Namun hari ini, Tiongkok memberikan dukungan penuh kepada junta. Mereka menjanjikan bantuan teknis dan finansial untuk pemilu, dan telah memberikan dukungan diplomatik yang terlihat, dengan mengatur dua pertemuan tahun ini antara pemimpin junta Min Aung Hlaing dan Xi Jinping. Ini semua terjadi meskipun ada kegelisahan Tiongkok terhadap kudeta 2021 dan konsekuensinya yang sangat merusak.
“Tiongkok menentang kekacauan dan perang di Myanmar,” ujar Menteri Luar Negeri Wang Yi pada bulan Agustus, yang kurang lebih merangkum kekhawatiran mereka.
“Kebijakan Beijing adalah ‘tidak boleh ada negara yang kolaps’,” kata Mr. Michaels. “Mereka tidak punya kecintaan khusus terhadap rezim militer, tetapi ketika rezim itu terlihat goyah dan akan jatuh, mereka menyamakannya dengan keruntuhan negara, dan lalu turun tangan.”
Kepentingan Tiongkok di Myanmar telah diketahui umum. Keduanya berbagi perbatasan panjang. Myanmar dipandang sebagai gerbang Tiongkok menuju Samudra Hindia, dan untuk pasokan minyak serta gas bagi Tiongkok Barat Daya. Banyak perusahaan Tiongkok kini memiliki investasi besar di sana.
Tas-tas pelajar tergeletak di depan gedung sekolah yang terkena bombardir di wilayah Sagaing pada bulan Mei [AFP via Getty Images]
Dengan tanpa kemajuan berarti dari inisiatif diplomatik lainnya, pilihan China untuk mendukung rezim militer melalui pemilu ini kemungkinan akan disetujui oleh negara-negara lain di kawasan.
Namun, bahkan bagi Tiongkok pun akan sulit untuk mengakhiri perang ini. Kerusakan dan penderitaan manusia yang ditimpakan militer kepada rakyat Myanmar telah meninggalkan warisan dendam terhadap para jenderal yang mungkin akan bertahan selama beberapa generasi.

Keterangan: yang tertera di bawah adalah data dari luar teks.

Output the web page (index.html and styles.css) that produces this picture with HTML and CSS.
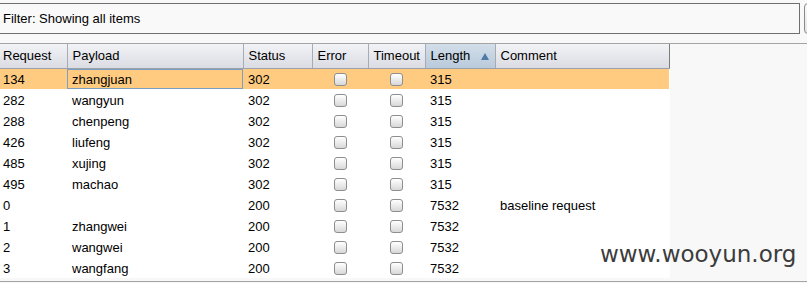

“Militer telah membakar habis sekitar 110 hingga 120.000 rumah di sepanjang zona kering,” kata Michaels.
“Kekerasan yang terjadi sangatlah masif, dan hanya sedikit orang yang tidak terdampak langsung. Itulah mengapa sulit untuk membayangkan sebuah proses politik saat ini. Terpaksa melakukan gencatan senjata karena garis depan tidak dapat lagi dipertahankan adalah satu hal, tetapi tawar-menawar politik demi perdamaian tetap terlihat sangat jauh.”